WHAT YOU HAVE TO DO ▸ Copy out every line in which the string "code" occurs.

PROVIDED DATA ▸
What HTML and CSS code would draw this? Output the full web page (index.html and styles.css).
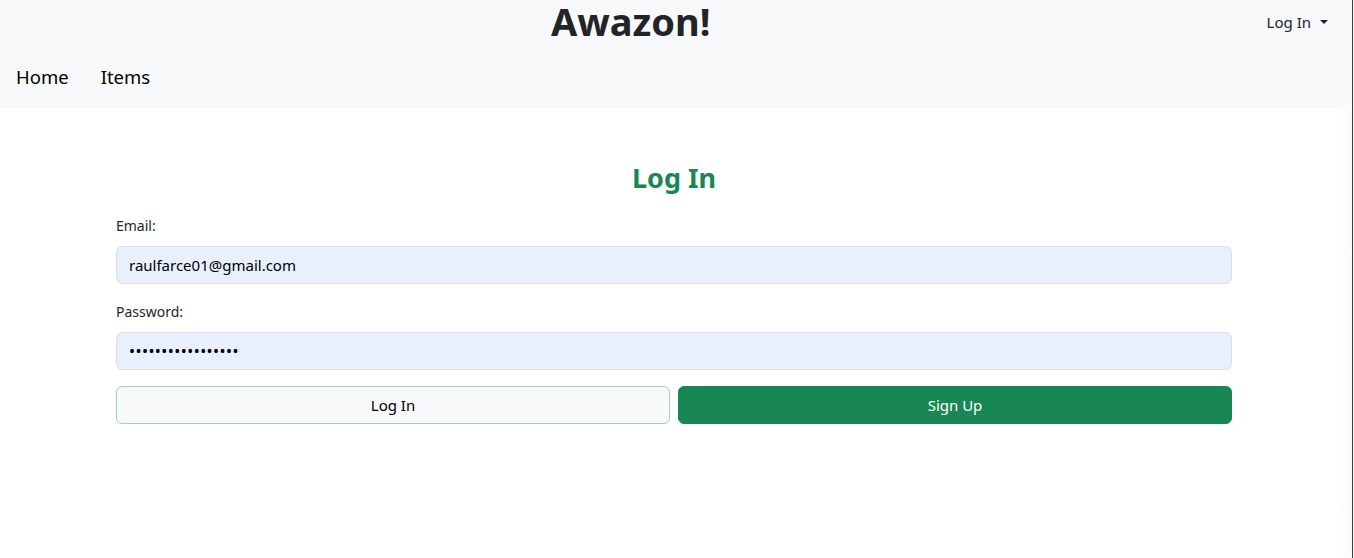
FILE: index.html
```html
<!DOCTYPE html>
<html lang="en">
<head>
<meta charset="utf-8">
<title>Awazon!</title>
<link rel="stylesheet" href="styles.css">
</head>
<body>
<div class="page">
  <header class="navbar">
    <div class="top-row">
      <h1 class="brand">Awazon!</h1>
      <div class="dropdown">Log In <span class="caret"></span></div>
    </div>
    <nav class="nav-row">
      <a class="nav-link" href="#">Home</a>
      <a class="nav-link" href="#">Items</a>
    </nav>
  </header>
  <main class="container">
    <h3 class="title">Log In</h3>
    <form class="form">
      <label class="form-label">Email:</label>
      <div class="form-control">raulfarce01@gmail.com</div>
      <label class="form-label">Password:</label>
      <div class="form-control dots">•••••••••••••••••</div>
      <div class="btn-row">
        <button type="button" class="btn btn-light">Log In</button>
        <button type="button" class="btn btn-success">Sign Up</button>
      </div>
    </form>
  </main>
</div>
</body>
</html>
```
FILE: styles.css
```css
html, body {
  margin: 0;
  padding: 0;
  background: #f3f3f3;
  height: 100%;
}
body {
  font-family: "Noto Sans", "Open Sans", sans-serif;
  color: #212529;
}
.page {
  width: 1353px;
  height: 558px;
  background: linear-gradient(to right, #ffffff 1335px, #fafafa 1351px);
  border-right: 1px solid #3c4043;
  box-sizing: border-box;
}
.navbar {
  background: #f8f9fa;
  height: 108px;
  box-sizing: border-box;
}
.top-row {
  display: flex;
  align-items: flex-start;
  height: 63px;
}
.brand {
  margin: 0 0 0 551px;
  font-size: 38px;
  font-weight: 700;
  line-height: 42px;
  color: #212529;
}
.dropdown {
  margin-left: auto;
  margin-right: 24px;
  margin-top: 11px;
  font-size: 15px;
  line-height: 22px;
  display: flex;
  align-items: center;
}
.caret {
  display: inline-block;
  margin-left: 9px;
  width: 0;
  height: 0;
  border-left: 4px solid transparent;
  border-right: 4px solid transparent;
  border-top: 4.5px solid #212529;
}
.nav-row {
  display: flex;
  gap: 32px;
  padding-left: 16px;
}
.nav-link {
  font-size: 18.5px;
  line-height: 28px;
  color: #000;
  text-decoration: none;
}
.container {
  margin-left: 116px;
  width: 1116px;
  padding-top: 53px;
}
.title {
  margin: 0 0 19px 0;
  text-align: center;
  color: #198754;
  font-size: 27px;
  line-height: 34px;
  font-weight: 700;
}
.form {
  display: flex;
  flex-direction: column;
}
.form-label {
  font-size: 14px;
  line-height: 24px;
  margin-bottom: 8px;
  color: #212529;
}
.form-control {
  height: 38px;
  box-sizing: border-box;
  border: 1px solid #dee2e6;
  border-radius: 6px;
  background: #e8f0fe;
  padding: 0 12px;
  font-size: 15px;
  line-height: 36px;
  color: #000;
  margin-bottom: 16px;
}
.dots {
  font-size: 16px;
  letter-spacing: 0.45px;
}
.btn-row {
  display: flex;
  gap: 8px;
}
.btn {
  flex: 1;
  height: 38px;
  border-radius: 6px;
  font-family: "Noto Sans", "Open Sans", sans-serif;
  font-size: 15px;
  cursor: pointer;
}
.btn-light {
  background: #f8f9fa;
  border: 1px solid #a3cfbb;
  color: #000;
}
.btn-success {
  background: #198754;
  border: 1px solid #198754;
  color: #fff;
}
```
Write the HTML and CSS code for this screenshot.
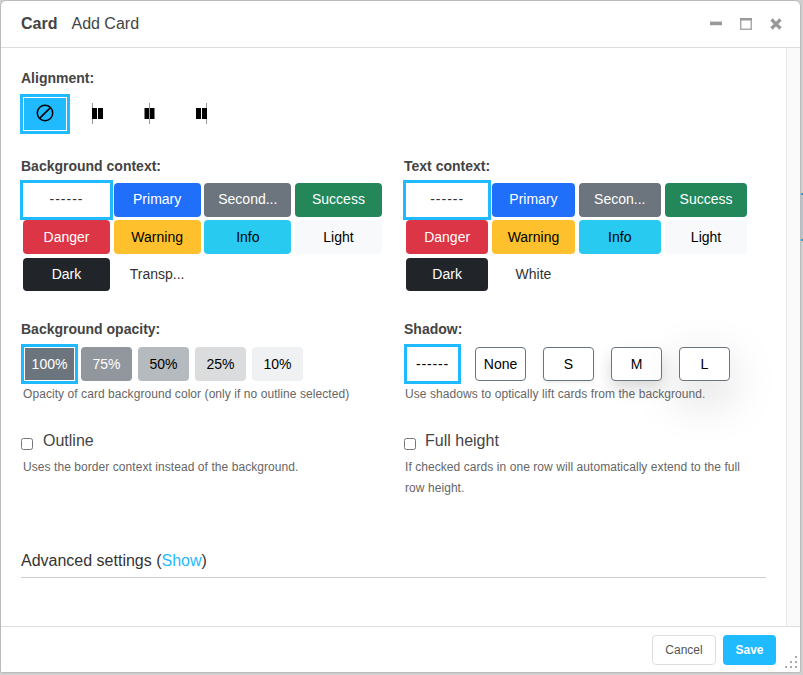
FILE: index.html
```html
<!DOCTYPE html>
<html lang="en">
  <head>
    <meta charset="UTF-8" />
    <meta name="viewport" content="width=device-width, initial-scale=1.0" />
    <title>Card - Add Card</title>
    <link rel="stylesheet" href="styles.css">
  </head>
  <body>
    <div class="page-strip"></div>
    <div class="window">
      <header class="win-head">
        <div class="win-title"><b>Card</b><span>Add Card</span></div>
        <div class="win-controls">
          <svg width="12" height="12" viewBox="0 0 12 12"><rect x="0" y="3.6" width="12" height="3.6" fill="#999"/></svg>
          <svg width="12" height="12" viewBox="0 0 12 12"><rect x="0.75" y="0.75" width="10.5" height="10.5" fill="none" stroke="#aaa" stroke-width="1.5"/><rect x="0" y="0" width="12" height="2.5" fill="#999"/></svg>
          <svg width="12" height="12" viewBox="0 0 12 12"><path d="M1.5 1.5 L10.5 10.5 M10.5 1.5 L1.5 10.5" stroke="#999" stroke-width="3.2"/></svg>
        </div>
      </header>

      <main class="win-body">
        <div class="content">
          <label class="field-label">Alignment:</label>
          <div class="align-row">
            <button class="align-btn selected">
              <svg width="18" height="18" viewBox="0 0 18 18"><circle cx="9" cy="9" r="7.7" fill="none" stroke="#000" stroke-width="1.5"/><path d="M3.6 14.4 L14.4 3.6" stroke="#000" stroke-width="1.5"/></svg>
            </button>
            <button class="align-btn">
              <svg width="11" height="21" viewBox="0 0 11 21"><rect x="0" y="0" width="1" height="21" fill="#999"/><rect x="0" y="5" width="5" height="11"/><rect x="6" y="5" width="5" height="11"/></svg>
            </button>
            <button class="align-btn">
              <svg width="11" height="21" viewBox="0 0 11 21"><rect x="5" y="0" width="1" height="21" fill="#999"/><rect x="0.5" y="5" width="4.5" height="11"/><rect x="6" y="5" width="4.5" height="11"/></svg>
            </button>
            <button class="align-btn">
              <svg width="11" height="21" viewBox="0 0 11 21"><rect x="10" y="0" width="1" height="21" fill="#999"/><rect x="0" y="5" width="5" height="11"/><rect x="6" y="5" width="5" height="11"/></svg>
            </button>
          </div>

          <div class="two-cols row-context">
            <div>
              <label class="field-label">Background context:</label>
              <div class="swatches swatches-bg">
                <button class="swatch selected">------</button>
                <button class="swatch primary">Primary</button>
                <button class="swatch secondary">Second...</button>
                <button class="swatch success">Success</button>
                <button class="swatch danger">Danger</button>
                <button class="swatch warning">Warning</button>
                <button class="swatch info">Info</button>
                <button class="swatch light">Light</button>
                <button class="swatch dark">Dark</button>
                <button class="swatch plain">Transp...</button>
              </div>
            </div>
            <div>
              <label class="field-label">Text context:</label>
              <div class="swatches swatches-text">
                <button class="swatch selected">------</button>
                <button class="swatch primary">Primary</button>
                <button class="swatch secondary">Secon...</button>
                <button class="swatch success">Success</button>
                <button class="swatch danger">Danger</button>
                <button class="swatch warning">Warning</button>
                <button class="swatch info">Info</button>
                <button class="swatch light">Light</button>
                <button class="swatch dark">Dark</button>
                <button class="swatch plain">White</button>
              </div>
            </div>
          </div>

          <div class="two-cols row-opacity">
            <div>
              <label class="field-label">Background opacity:</label>
              <div class="small-row opacity-row">
                <button class="small-btn op-100 selected">100%</button>
                <button class="small-btn op-75">75%</button>
                <button class="small-btn op-50">50%</button>
                <button class="small-btn op-25">25%</button>
                <button class="small-btn op-10">10%</button>
              </div>
              <p class="help">Opacity of card background color (only if no outline selected)</p>
            </div>
            <div>
              <label class="field-label">Shadow:</label>
              <div class="small-row shadow-row">
                <button class="small-btn dashes selected">------</button>
                <button class="small-btn sh sh-none">None</button>
                <button class="small-btn sh sh-s">S</button>
                <button class="small-btn sh sh-m">M</button>
                <button class="small-btn sh sh-l">L</button>
              </div>
              <p class="help help-right">Use shadows to optically lift cards from the background.</p>
            </div>
          </div>

          <div class="two-cols row-checks">
            <div>
              <label class="check"><input type="checkbox" /><span class="check-outline">Outline</span></label>
              <p class="help check-help">Uses the border context instead of the background.</p>
            </div>
            <div>
              <label class="check"><input type="checkbox" /><span class="check-height">Full height</span></label>
              <p class="help help-right check-help">If checked cards in one row will automatically extend to the full row height.</p>
            </div>
          </div>

          <div class="advanced">Advanced settings (<a href="#">Show</a>)</div>
        </div>
        <div class="scroll-track"></div>
      </main>

      <footer class="win-foot">
        <button class="btn-cancel">Cancel</button>
        <button class="btn-save">Save</button>
        <svg class="grip" width="12" height="12" viewBox="0 0 12 12">
          <g fill="#aaa">
            <rect x="10" y="0" width="2" height="2"/>
            <rect x="5" y="5" width="2" height="2"/><rect x="10" y="5" width="2" height="2"/>
            <rect x="0" y="10" width="2" height="2"/><rect x="5" y="10" width="2" height="2"/><rect x="10" y="10" width="2" height="2"/>
          </g>
        </svg>
      </footer>
    </div>
  </body>
</html>
```

FILE: styles.css
```css
* {
  box-sizing: border-box;
}
html,
body {
  height: 100%;
}
body {
  margin: 0;
  padding: 0;
  background-color: #cfcfcf;
  font-family: "Liberation Sans", Arial, sans-serif;
  font-size: 14px;
  color: #444;
  overflow: hidden;
}
button {
  font-family: inherit;
  border: none;
  padding: 0;
  cursor: pointer;
}
.page-strip {
  position: absolute;
  top: 193px;
  right: 0;
  width: 2px;
  height: 48px;
  background-color: #b4c6d2;
  border-top: 2px solid #2a9fd6;
  border-bottom: 2px solid #2a9fd6;
}
.window {
  position: relative;
  width: 801px;
  height: 673px;
  display: flex;
  flex-direction: column;
  background-color: white;
  border: 1px solid #bbb;
  border-radius: 6px 6px 2px 2px;
}
.win-head {
  height: 47px;
  flex: none;
  display: flex;
  align-items: center;
  justify-content: space-between;
  border-bottom: 1px solid #ddd;
  padding: 0 18px 0 20px;
  font-size: 16px;
}
.win-title span {
  margin-left: 14px;
}
.win-controls {
  display: flex;
  gap: 18px;
}
.win-body {
  flex: 1;
  display: flex;
  min-height: 0;
}
.content {
  flex: 1;
  padding: 22px 20px 0 20px;
}
.scroll-track {
  width: 14px;
  background-color: #fafafa;
  border-left: 1px solid #e8e8e8;
}
.field-label {
  display: block;
  font-weight: bold;
  line-height: 17px;
}
.align-row {
  display: flex;
  gap: 8px;
  margin: 10px 0 0 2px;
}
.align-btn {
  width: 44px;
  height: 34px;
  padding-bottom: 2px;
  background: none;
  display: flex;
  align-items: center;
  justify-content: center;
}
.align-btn.selected {
  background-color: #1fbaff;
  outline: 3px solid #1fbaff;
  box-shadow: inset 0 0 0 1px white;
}
.two-cols {
  display: grid;
  grid-template-columns: 383px 1fr;
}
.row-context {
  margin-top: 27px;
}
.swatches {
  display: grid;
  gap: 3.67px;
  margin: 8px 0 0 2px;
  grid-auto-rows: 33.67px;
}
.swatches-bg {
  grid-template-columns: repeat(4, 87px);
}
.swatches-text {
  grid-template-columns: repeat(4, 82.3px);
  column-gap: 4px;
}
.swatch {
  border-radius: 4px;
  font-size: 14px;
  color: white;
  background: none;
  padding-bottom: 1px;
}
.swatch.selected {
  border-radius: 0;
  background-color: white;
  color: #333;
  letter-spacing: 1px;
  outline: 3px solid #1fbaff;
}
.primary { background-color: #1f6ffb; }
.secondary { background-color: #6c757d; }
.success { background-color: #23875a; }
.danger { background-color: #dc3545; }
.warning { background-color: #ffc02d; color: black; }
.info { background-color: #29caf0; color: black; }
.light { background-color: #f8f9fa; color: black; }
.dark { background-color: #212529; }
.swatch.plain { color: #333; }
.row-opacity {
  margin-top: 30px;
}
.small-row {
  display: flex;
  margin: 9px 0 0 3px;
}
.opacity-row {
  gap: 6px;
}
.shadow-row {
  gap: 17px;
}
.small-btn {
  width: 51px;
  height: 34px;
  border-radius: 4px;
  font-size: 14px;
  color: black;
  background-color: white;
}
.small-btn.selected {
  border-radius: 0;
  outline: 3px solid #1fbaff;
  box-shadow: inset 0 0 0 1px white;
}
.small-btn.dashes {
  letter-spacing: 0.8px;
}
.op-100 { background-color: #6c757d; color: white; }
.op-75 { background-color: #91979d; color: white; }
.op-50 { background-color: #b5babe; }
.op-25 { background-color: #dadcde; }
.op-10 { background-color: #f0f1f2; }
.sh {
  border: 1px solid #6c757d;
}
.sh-s { box-shadow: 0 2px 4px rgba(0, 0, 0, 0.075); }
.sh-m { box-shadow: 0 8px 16px rgba(0, 0, 0, 0.15); }
.sh-l { box-shadow: 0 16px 48px rgba(0, 0, 0, 0.175); }
.help {
  margin: 3px 0 0 2px;
  font-size: 12px;
  line-height: 21px;
  color: #666;
  letter-spacing: 0.065px;
  max-width: 345px;
}
.help-right {
  margin-left: 1px;
  max-width: 350px;
}
.row-checks {
  margin-top: 26px;
}
.check {
  display: flex;
  align-items: center;
  font-size: 16px;
  line-height: 20px;
}
.check input {
  margin: 5px 0 0 0;
  width: 12px;
  height: 12px;
}
.check-outline {
  margin-left: 10px;
}
.check-height {
  margin-left: 9px;
}
.check-help {
  margin-top: 6px;
}
.advanced {
  margin-top: 52px;
  padding-bottom: 6px;
  font-size: 16px;
  line-height: 20px;
  color: #333;
  border-bottom: 1px solid #ccc;
}
.advanced a {
  color: #1fbaff;
  text-decoration: none;
}
.win-foot {
  height: 46px;
  flex: none;
  display: flex;
  align-items: flex-start;
  justify-content: flex-end;
  gap: 7px;
  padding: 8px 24px 0 0;
  border-top: 1px solid #ddd;
  position: relative;
}
.win-foot button {
  width: 53px;
  height: 30px;
  border-radius: 4px;
  font-size: 12px;
}
.win-foot .btn-cancel {
  width: 64px;
  background-color: white;
  border: 1px solid #ddd;
  color: #555;
}
.btn-save {
  background-color: #1fbaff;
  color: white;
  font-weight: bold;
}
.grip {
  position: absolute;
  right: 3px;
  bottom: 4px;
}
```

WRITTEN ANSWER ▸
What HTML and CSS code would draw this? Output the full web page (index.html and styles.css).
Write the HTML and CSS code for this screenshot.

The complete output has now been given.